--- Start GIVEN INFORMATION ---

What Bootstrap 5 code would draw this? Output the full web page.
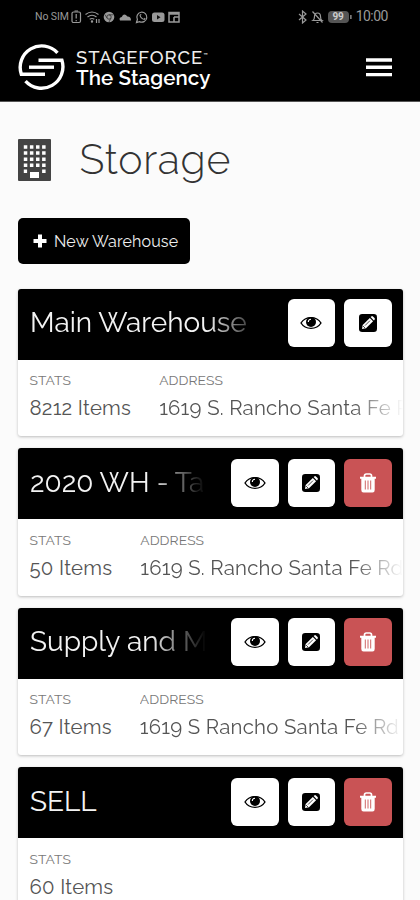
<!DOCTYPE html>
<html lang="en">
<head>
<meta charset="utf-8">
<meta name="viewport" content="width=device-width, initial-scale=1">
<title>Storage</title>
<link href="https://cdn.jsdelivr.net/npm/bootstrap@5.3.0/dist/css/bootstrap.min.css" rel="stylesheet">
<style>
body{background:#fbfbfb;color:#444;font-family:Raleway,Lato,"Open Sans",sans-serif;font-variant-numeric:oldstyle-nums;overflow:hidden;height:900px}
svg{display:block;flex:none}
.app-top{background:#000;height:102px;border-bottom:1px solid #555}
.status{height:33px;padding:0 32px 0 35px;color:#999;font:12px/33px Roboto,sans-serif}
.status .sim{font-size:10.5px;letter-spacing:-.1px;width:35px;white-space:nowrap}
.status .clock{font-size:14px;letter-spacing:-.5px}
.battery{background:#555;color:#ccc;border-radius:4px;width:21px;height:12px;font-size:10px;line-height:12px;font-weight:700;text-align:center}
.brandbar{height:68px;padding:0 28px 0 18px}
.brand-1{font-size:18.5px;line-height:20px;font-weight:500;color:#eee;letter-spacing:.9px;white-space:nowrap;margin-left:-1px;margin-top:-2px}
.brand-1 sup{font-size:6px;top:-1.1em;letter-spacing:0}
.brand-2{font-size:20.5px;line-height:22px;font-weight:600;color:#fff;letter-spacing:.1px;white-space:nowrap;margin-top:-1px;margin-left:-1px}
.page{padding:0 17px 0 18px}
.head-row{height:116px;gap:28.5px}
.page-title{font-size:41px;font-weight:300;line-height:48px;color:#333;letter-spacing:.75px}
.btn-new,.btn-new:hover{width:172px;height:46px;background:#000;color:#eee;font-size:16px;border-radius:5px;padding:0 0 0 14px;gap:7px;letter-spacing:.15px;white-space:nowrap}
.btn-new span{padding-top:1px}
.stack{margin-top:24.5px;gap:12px}
.unit{width:385px;height:147.6px;border:0;border-radius:3px;background:#fff;box-shadow:0 1px 3px rgba(0,0,0,.25);overflow:hidden}
.unit-head{height:71px;flex:none;background:#000;padding:0 11.5px 2px 12px;gap:9px}
.unit-title{font-size:28px;line-height:40px;font-weight:400;color:#f3f3f3;white-space:nowrap;overflow:hidden;margin-right:16px}
.fade-title{-webkit-mask-image:linear-gradient(to left,transparent 0,#000 56px);mask-image:linear-gradient(to left,transparent 0,#000 56px)}
.act{width:47.5px;height:48px;border:0;border-radius:6px;background:#fff;color:#000;padding:0;flex:none}
.act-del{background:#c95355;color:#fff}
.unit-body{padding:11.5px 0 0 11.5px;gap:28px}
.lbl{font-size:13.8px;line-height:19px;color:#777;letter-spacing:.1px}
.val{font-size:20.4px;line-height:28px;margin-top:4px;font-weight:400;color:#555;letter-spacing:.22px;white-space:nowrap;overflow:hidden}
.fade-val{-webkit-mask-image:linear-gradient(to left,transparent 0,#000 50px);mask-image:linear-gradient(to left,transparent 0,#000 50px)}
</style>
<script src="https://cdn.jsdelivr.net/npm/bootstrap@5.3.0/dist/js/bootstrap.bundle.min.js"></script>
</head>
<body>
<svg width="0" height="0" class="position-absolute">
<symbol id="eye" viewBox="0 0 22 16"><path d="M1 8C5.500.8 16.500.8 21 8 16.500 15.200 5.500 15.200 1 8Z" fill="none" stroke="currentColor" stroke-width="1.400"/><circle cx="11" cy="7" r="5" fill="currentColor"/><path d="M8.300 7A2.800 2.800 0 0 1 11 4.200" fill="none" stroke="#fff" stroke-width="1.100"/></symbol>
<symbol id="edit" viewBox="0 0 18 18"><rect width="18" height="18" rx="3.200" fill="currentColor"/><path d="M3 15l.7-4L10.800 3.900l3.300 3.300L7 14.300z" fill="#fff"/><path d="M11.600 3.100l.7-.7q.8-.6 1.600.1l1.600 1.600q.7.8.1 1.600l-.7.7z" fill="#fff"/><path d="M6 11.600l5-5M4 12l2 2" stroke="#000" stroke-width=".7"/></symbol>
<symbol id="trash" viewBox="0 0 18 20"><path d="M5.500 4V2.800Q5.500 1 7.300 1h3.400q1.800 0 1.800 1.800V4" fill="none" stroke="currentColor" stroke-width="1.700"/><path d="M1 3.700h16v2.100h-1.300V17q0 2.500-2.200 2.500h-9Q2.300 19.500 2.300 17V5.800H1z" fill="currentColor"/><path d="M6.300 7.500v9M9 7.500v9M11.700 7.500v9" stroke="#c95355" stroke-width=".9"/></symbol>
</svg>
<header class="app-top">
<div class="status d-flex align-items-center justify-content-between">
<div class="d-flex align-items-center">
<span class="sim">No SIM</span>
<svg width="147" height="14" viewBox="0 0 147 14" fill="none" stroke="#999" stroke-width="1.200"><rect x="2" y="2" width="8.500" height="10.500" rx="1.500"/><path d="M4.500 1h3.500M6.200 4v4.500M6.200 10v1.300"/><path d="M15.500 4.500q6.500-5 13 0M17.500 7q4.500-3.500 9 0M19.700 9.300q2.300-1.600 4.600 0"/><circle cx="22" cy="11.500" r=".6"/><path d="M26.500 9v4M29 9v4"/><circle cx="39" cy="7" r="5.300" fill="#999" stroke="none"/><circle cx="39" cy="7" r="2.200" stroke="#333" stroke-width=".9"/><path d="M39 4.800h4.500M37 8l-2.200-3.500M41 8l-2 4" stroke="#333" stroke-width=".8"/><path d="M50 10.500q-1.500-3 1.700-3.500Q54 2.500 57.500 6.500q3.500 0 3.500 4z" fill="#999" stroke="none"/><path d="M66.500 12.500l.9-3a5 5 0 1 1 2.100 2.100z"/><path d="M70 5q.5 3.500 4.500 4.500M70 5l1.300-.5M74.500 9.500l.5-1.500"/><rect x="82" y="2.500" width="12.500" height="9.500" rx="2.500" fill="#999" stroke="none"/><path d="M87 5l3.500 2.200L87 9.500z" fill="#111" stroke="none"/><path d="M99 2.500h10v9.500h-10zM99 4h10M104 7h5M104 7v5" stroke-width="1.500"/></svg>
</div>
<div class="d-flex align-items-center">
<svg class="me-1" width="26" height="14" viewBox="0 0 26 14" fill="none" stroke="#999" stroke-width="1.200"><path d="M1 4l7 6-3.500 3V1L8 4 1 10"/><path d="M15 10.500q1.500-1 1.500-4 0-3.500 3-3.500t3 3.500q0 3 1.500 4zM18.500 12.500h2M14.500 1.500l10 11"/></svg>
<span class="battery">99</span><svg width="7" height="12" viewBox="0 0 7 12"><path d="M1 4h1.700v4H1z" fill="#777"/></svg>
<span class="clock">10:00</span>
</div>
</div>
<div class="brandbar d-flex align-items-center justify-content-between">
<div class="d-flex align-items-center">
<svg width="47" height="48" viewBox="0 0 47 48" fill="none" stroke="#fff" stroke-width="3.400"><path d="M39.500 9.800A21.500 21.500 0 0 0 3.300 31.200H27"/><path d="M7.500 38.200A21.500 21.500 0 0 0 43.900 17.200H20.500"/><path d="M11 24.200H36"/></svg>
<div class="ms-2 ps-1 pt-1">
<div class="brand-1">STAGEFORCE<sup>™</sup></div>
<div class="brand-2">The Stagency</div>
</div>
</div>
<svg width="26" height="19" viewBox="0 0 26 19"><path d="M0 2h26M0 9.300h26M0 16.600h26" stroke="#fff" stroke-width="3.400"/></svg>
</div>
</header>
<main class="page">
<div class="head-row d-flex align-items-center">
<svg width="33" height="42" viewBox="0 0 33 42"><rect width="33" height="42" rx="1" fill="#444"/><path d="M5.800 8h22M5.800 14.100h22M5.800 20.200h22M5.800 26.300h22" stroke="#fff" stroke-width="3.500" stroke-dasharray="3.500 2.600"/><path d="M5.800 32.200h3.300M24.100 32.200h3.500" stroke="#fff" stroke-width="3.500"/><path d="M12 33h9v6h-9z" fill="#fff"/></svg>
<h1 class="page-title mb-0">Storage</h1>
</div>
<button class="btn btn-new d-flex align-items-center"><svg width="14" height="14" viewBox="0 0 14 14"><path d="M7 .5v13M.5 7h13" stroke="#fff" stroke-width="4"/></svg><span>New Warehouse</span></button>
<div class="stack d-flex flex-column">
<section class="card unit">
<div class="unit-head d-flex align-items-center"><h2 class="unit-title fade-title flex-grow-1 mb-0">Main Warehouse</h2><button class="btn act d-flex align-items-center justify-content-center"><svg width="22" height="16"><use href="#eye"/></svg></button><button class="btn act d-flex align-items-center justify-content-center"><svg width="18" height="18"><use href="#edit"/></svg></button></div>
<div class="unit-body d-flex"><div class="flex-shrink-0"><div class="lbl">STATS</div><div class="val">8212 Items</div></div><div class="flex-grow-1 overflow-hidden"><div class="lbl">ADDRESS</div><div class="val fade-val">1619 S. Rancho Santa Fe Rd</div></div></div>
</section>
<section class="card unit">
<div class="unit-head d-flex align-items-center"><h2 class="unit-title fade-title flex-grow-1 mb-0">2020 WH - Ta</h2><button class="btn act d-flex align-items-center justify-content-center"><svg width="22" height="16"><use href="#eye"/></svg></button><button class="btn act d-flex align-items-center justify-content-center"><svg width="18" height="18"><use href="#edit"/></svg></button><button class="btn act act-del d-flex align-items-center justify-content-center"><svg width="18" height="20"><use href="#trash"/></svg></button></div>
<div class="unit-body d-flex"><div class="flex-shrink-0"><div class="lbl">STATS</div><div class="val">50 Items</div></div><div class="flex-grow-1 overflow-hidden"><div class="lbl">ADDRESS</div><div class="val fade-val">1619 S. Rancho Santa Fe Rd</div></div></div>
</section>
<section class="card unit">
<div class="unit-head d-flex align-items-center"><h2 class="unit-title fade-title flex-grow-1 mb-0">Supply and M</h2><button class="btn act d-flex align-items-center justify-content-center"><svg width="22" height="16"><use href="#eye"/></svg></button><button class="btn act d-flex align-items-center justify-content-center"><svg width="18" height="18"><use href="#edit"/></svg></button><button class="btn act act-del d-flex align-items-center justify-content-center"><svg width="18" height="20"><use href="#trash"/></svg></button></div>
<div class="unit-body d-flex"><div class="flex-shrink-0"><div class="lbl">STATS</div><div class="val">67 Items</div></div><div class="flex-grow-1 overflow-hidden"><div class="lbl">ADDRESS</div><div class="val fade-val">1619 S Rancho Santa Fe Rd</div></div></div>
</section>
<section class="card unit">
<div class="unit-head d-flex align-items-center"><h2 class="unit-title flex-grow-1 mb-0">SELL</h2><button class="btn act d-flex align-items-center justify-content-center"><svg width="22" height="16"><use href="#eye"/></svg></button><button class="btn act d-flex align-items-center justify-content-center"><svg width="18" height="18"><use href="#edit"/></svg></button><button class="btn act act-del d-flex align-items-center justify-content-center"><svg width="18" height="20"><use href="#trash"/></svg></button></div>
<div class="unit-body d-flex"><div><div class="lbl">STATS</div><div class="val">60 Items</div></div></div>
</section>
</div>
</main>
</body>
</html>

--- End GIVEN INFORMATION ---

__DO THIS__: Where a line in the material above holds "page", copy that line.

__TASK RESPONSE__:
What Bootstrap 5 code would draw this? Output the full web page.
.page{padding:0 17px 0 18px}
.page-title{font-size:41px;font-weight:300;line-height:48px;color:#333;letter-spacing:.75px}
<main class="page">
<h1 class="page-title mb-0">Storage</h1>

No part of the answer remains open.